Registered office: Cricket Square Hutchins Drive P.O. Box 2681 Grand Cayman KY1–1111 Cayman Islands

Notes:

  1. Any member of the Company entitled to attend and vote at the EGM of the Company is entitled to appoint another person as his proxy to attend and vote instead of him. A member of the Company who is the holder of two or more shares of the Company may appoint more than one proxy to represent him and vote on his behalf at the EGM. A proxy need not be a member of the Company. In addition, a proxy or proxies representing either a member of the Company who is an individual or a member of the Company which is a corporation shall be entitled to exercise the same powers on behalf of the member of the Company which he or they represent as such member of the Company could exercise.

  2. The instrument appointing a proxy shall be in writing under the hand of the appointor or of his attorney duly authorised in writing or, if the appointor is a corporation, either under its seal or under the hand of an officer, attorney or other person authorised to sign the same. In the case of an instrument of proxy purporting to be signed on behalf of a corporation by an officer thereof it shall be assumed, unless the contrary appears, that such officer was duly authorised to sign such instrument of proxy on behalf of the corporation without further evidence of the facts.

  3. The instrument appointing a proxy and (if required by the Board) the power of attorney or other authority (if any) under which it is signed, or a certified copy of such power or authority, shall be delivered to the Company’s Hong Kong branch share registrar, Computershare Hong Kong Investor Services Limited, at 17M Floor, Hopewell Centre, 183 Queen’s Road East, Wan Chai, Hong Kong, not less than forty-eight (48) hours before the time appointed for holding the EGM or any adjourned meeting thereof (as the case may be) at which the person named in the instrument proposes to vote, and in default the instrument of proxy shall not be treated as valid.

  4. Delivery of an instrument appointing a proxy shall not preclude a member of the Company from attending and voting in person at the EGM or any adjourned meeting thereof or on the poll concerned and, in such event, the instrument appointing a proxy shall be deemed to be revoked.

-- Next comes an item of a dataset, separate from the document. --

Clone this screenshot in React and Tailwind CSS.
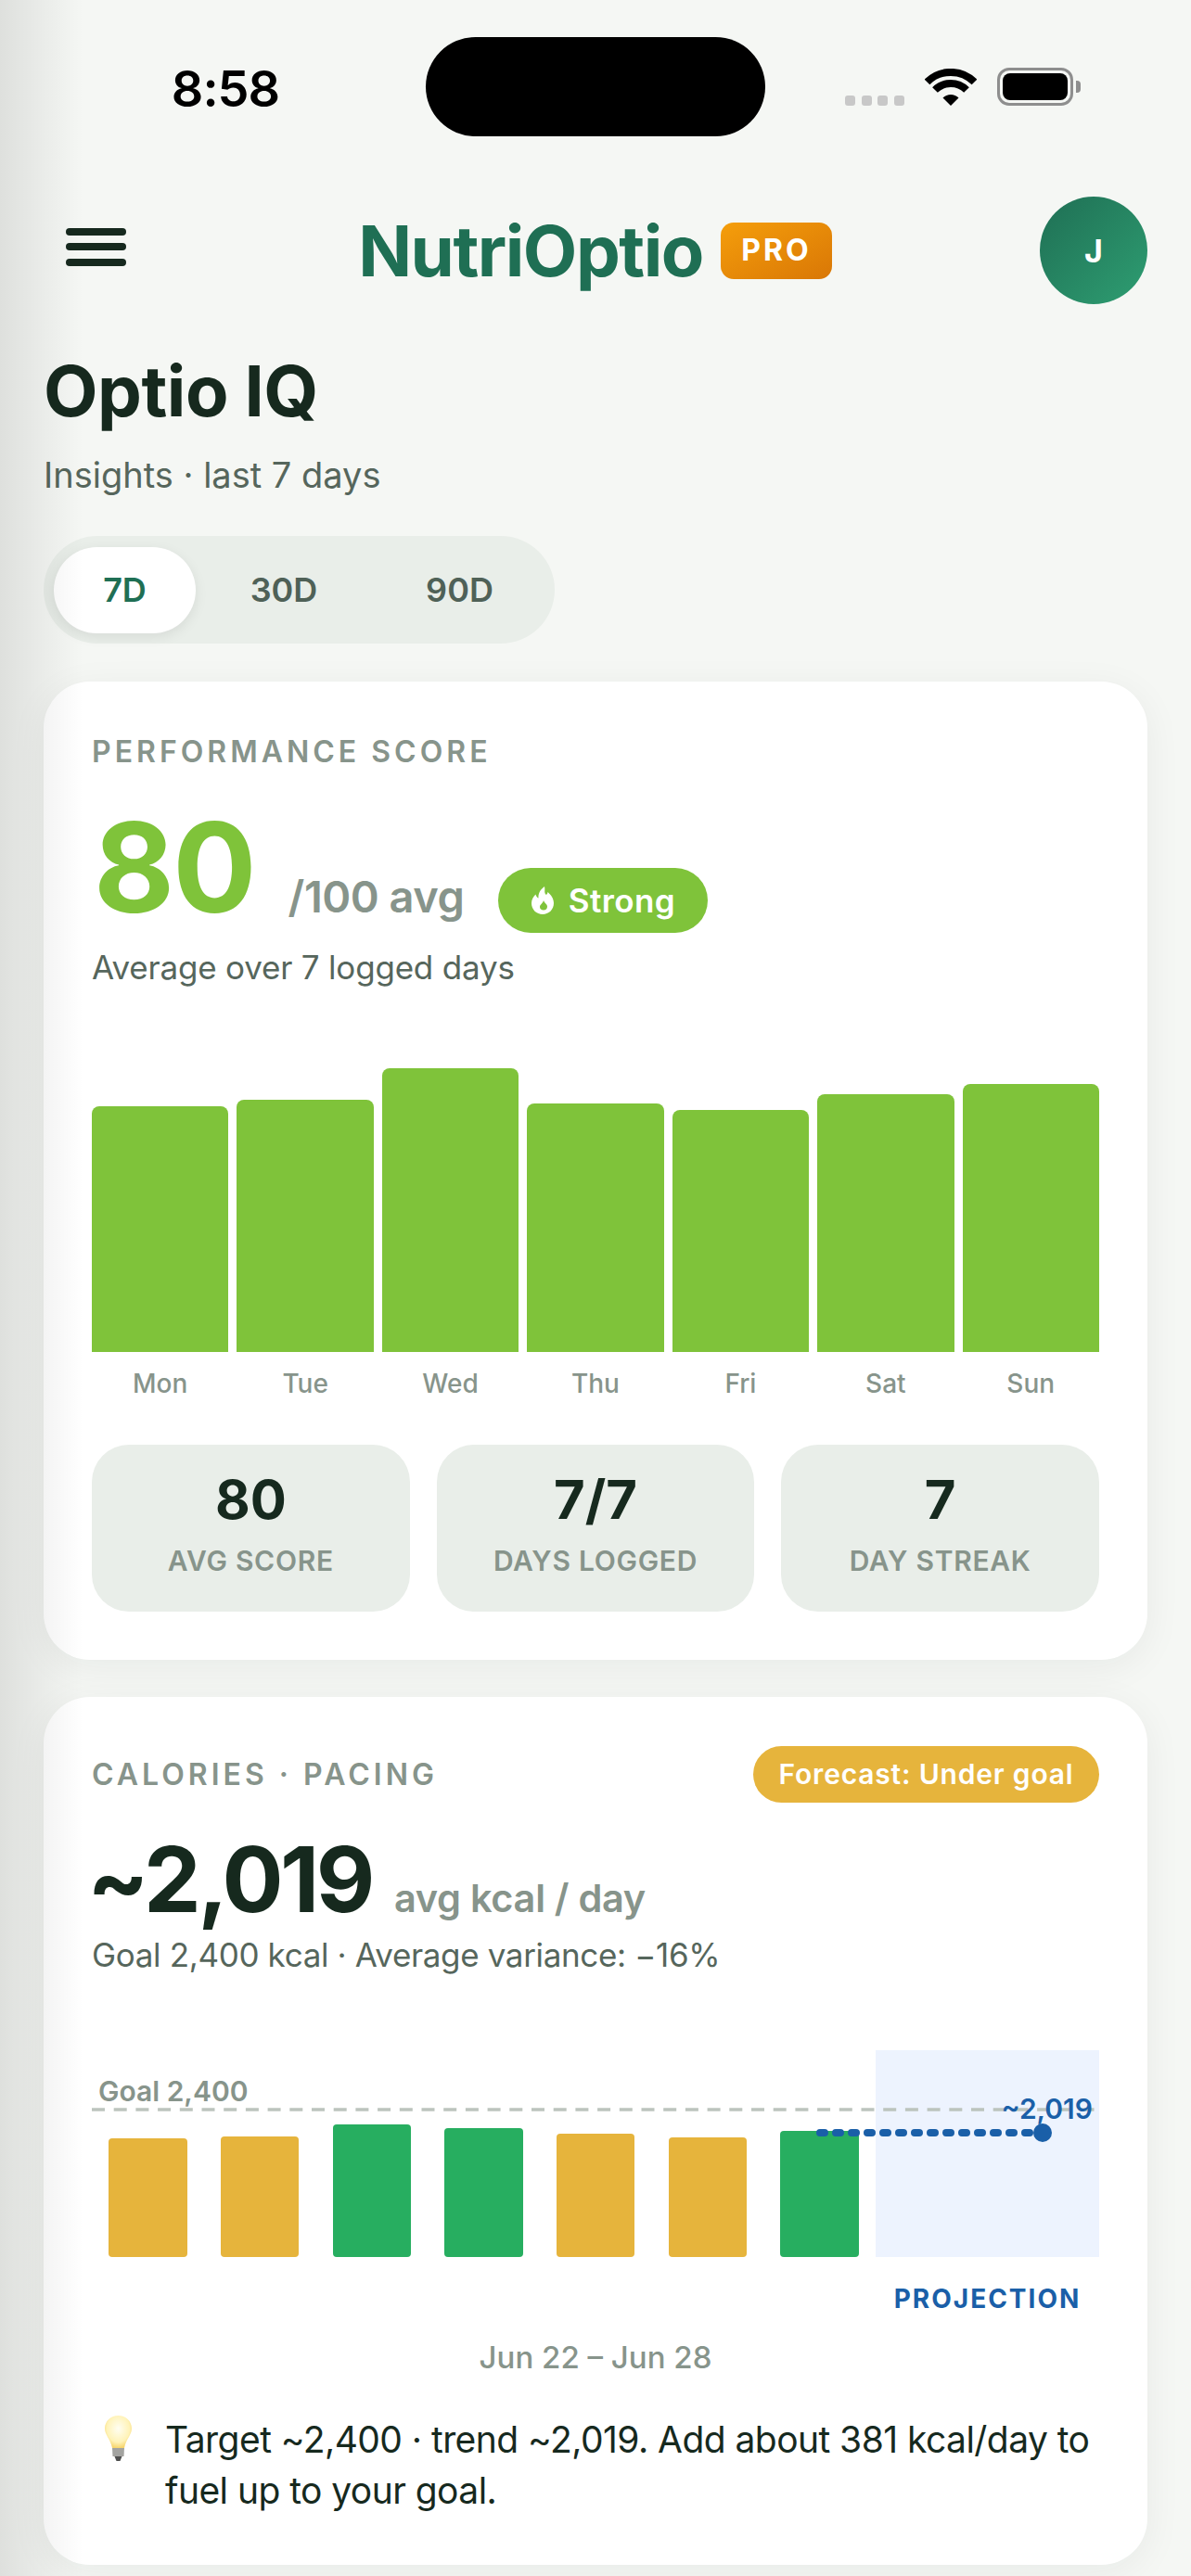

  5. Where there are joint holders of any share of the Company, any one of such joint holders may vote, either in person or by proxy, in respect of such share as if he were solely entitled thereto, but if more than one of such joint holders be present at the meeting the vote of the senior who tenders a vote, whether in person or by proxy, shall be accepted to the exclusion of the votes of the other joint holders, and for this purpose seniority shall be determined by the order in which the names stand in the register of members of the Company in respect of the joint holding.

  6. The register of members of the Company will be closed from Tuesday, 21 November 2023 to Friday, 24 November 2023 (both days inclusive) during which period no transfer of shares of the Company will be registered. In order to be eligible to attend and vote at the EGM, all transfer documents accompanied by the relevant share certificates must be lodged with the Company’s branch share registrar, Computershare Hong Kong Investor Services Limited, at Shops 1712–1716, 17th Floor, Hopewell Centre, 183 Queen’s Road East, Wan Chai, Hong Kong not later than 4:30 p.m. on Monday, 20 November 2023 for registration.

– 9 –

NOTICE OF EGM

  1. Pursuant to Rule 13.39(4) of the Rules Governing the Listing of Securities on the Stock Exchange, all votes of shareholders of the Company at the EGM will be taken by poll and the results of the poll will be published on the websites of the Stock Exchange (http://www.hkexnews.hk) and the Company (https://www.hkatg.com).

  2. The translation into Chinese language of the notice convening the meeting is for reference only. In case of any inconsistency or discrepancy, the English version shall prevail.